General information
- Type: Reduced-signature multirole strike fighter
- National origin: United States
- Manufacturer: Boeing Defense, Space & Security
- Proposals: Republic of Korea F-X Phase III (FX-III)
- Number built: 1 demonstrator aircraft (F-15E1)

History
- First flight: 8 July 2010 (demonstrator F-15E1)
- Initiated: 17 March 2009 (public unveiling)
- Developed from: McDonnell Douglas F-15E Strike Eagle
- Fate: Not selected for procurement; remained a proposal/demonstrator

= Boeing F-15SE Silent Eagle =

American stealth fighter proposal in 2009
The Boeing F-15SE Silent Eagle was a modified F-15 Eagle with stealth characteristics, It was a concept developed by Boeing as an export-oriented, stealthier variant of the F-15E Strike Eagle. The F-15SE was designed with conformal weapons bays and other features aimed at reducing its radar cross section (RCS). Although marketed for export sales, the design was not selected for development and adoption by any military forces.

The F-15SE planned to incorporate several features to minimize its radar cross-section (RCS), making it harder to detect by enemy radar. The traditional vertical stabilizers were canted outward at a 15-degree angle to reduce radar reflections. Extensive use of radar-absorbent material (RAM) on the airframe helped absorb radar waves, further reducing the RCS. The F-15SE was designed to carry weapons internally, eliminating the need for external hardpoints that would increase the RCS.

== Development ==
The F-15SE was officially unveiled by Boeing on March 17, 2009, as a stealth-enhanced variant of the F-15E. It was designed primarily for foreign military sales, targeting countries that were restricted from acquiring the F-22 or seeking more affordable alternatives to the F-35.

The F-15SE was pitched to South Korea during its F-X fighter program. South Korea ultimately selected the F-35A in 2013, marking a major setback for the F-15SE. Other potential customers, such as Saudi Arabia, Japan, and Israel favored the F-15SA, F-15IA, or the F-35A.
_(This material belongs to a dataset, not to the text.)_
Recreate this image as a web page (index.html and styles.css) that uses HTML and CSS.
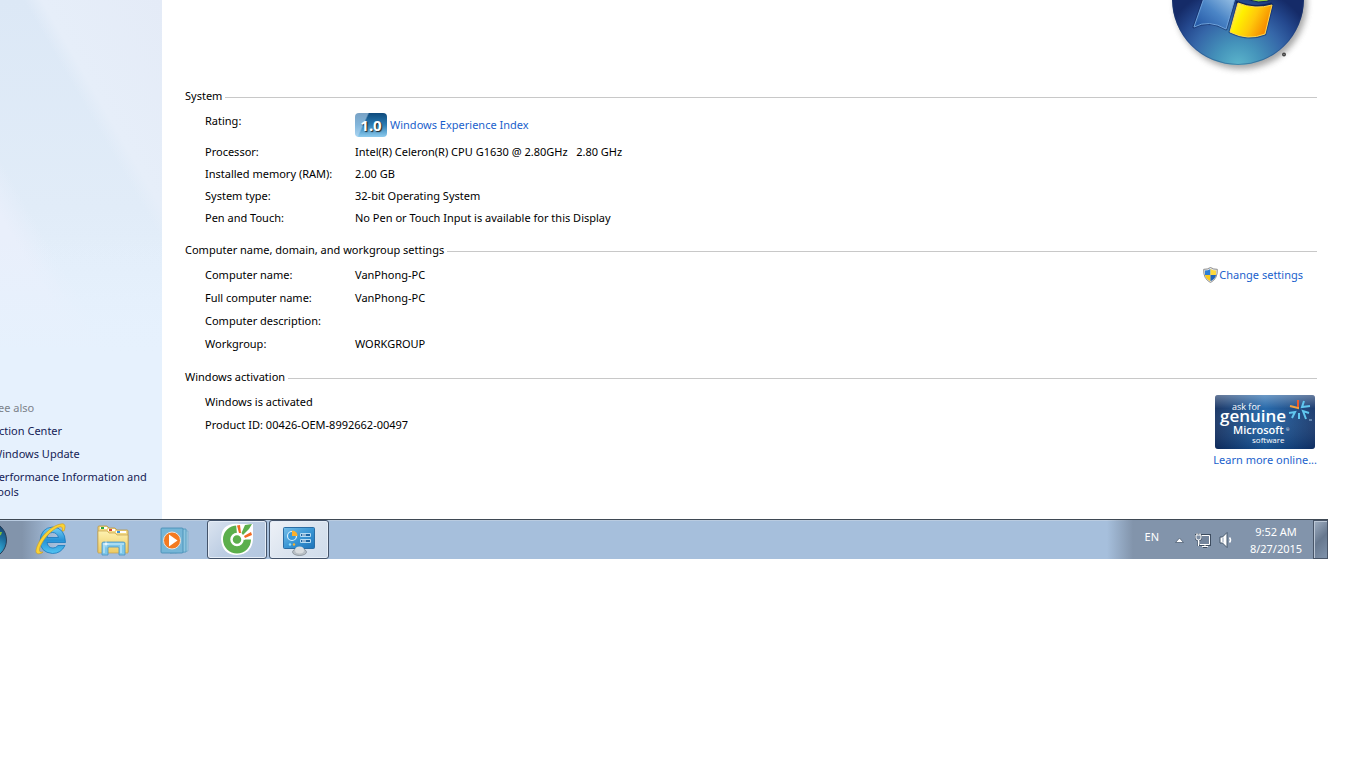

By the mid-2010s, Boeing had shifted its focus to developing the F-15SA (Saudi Advanced), a less ambitious modernized evolution of the F-15 platform optimized for payload, range, and Open Mission Systems (OMS). Improvements include a new fly-by-wire system and, in later variants, the advanced cockpit originally intended for the F-15SE. The F-15SA became the basis for the Advanced Eagle family, eventually evolving into the F-15QA (Qatari Advanced) and the F-15EX. The F-15EX was intended to replace the F-15C/D primarily for the U.S. Air National Guard, would become the standard Advanced Eagle configuration for production and export.

== Design ==
The F-15SE was not entirely planned to feature an avionics suite based on the F-15E. It was planned to feature the APG-82 AESA radar, offering improved detection range, resolution, and electronic counter-countermeasures compared to earlier models. The F-15SE was planned to be equipped with the Digital Electronic Warfare System (DEWS), which could detect, track, identify, and categorize radar and electronic signals from potential threats, distinguishing between search, tracking, and targeting systems, as well as locate surface-to-air missiles, and perform jamming and deception against hostile radar. Its cockpit was planned to feature an 11×19–inch Large Area Display (LAD).

The F-15SE was planned to feature the AN/AAQ-33 allowing for precision targeting in various operational conditions, The aircraft was planned to equip Link-16 for situational awareness and data sharing capabilities.

To reduce its radar cross-section (RCS), the F-15SE was designed with conformal weapons bays (CWB) replacing the standard conformal fuel tanks. This allowed for internal carriage of air-to-air missiles, such as AIM-120 and AIM-9, and air-to-ground weapons like Joint Direct Attack Munitions (JDAMs) and Small Diameter Bombs (SDBs), minimizing external hardpoints.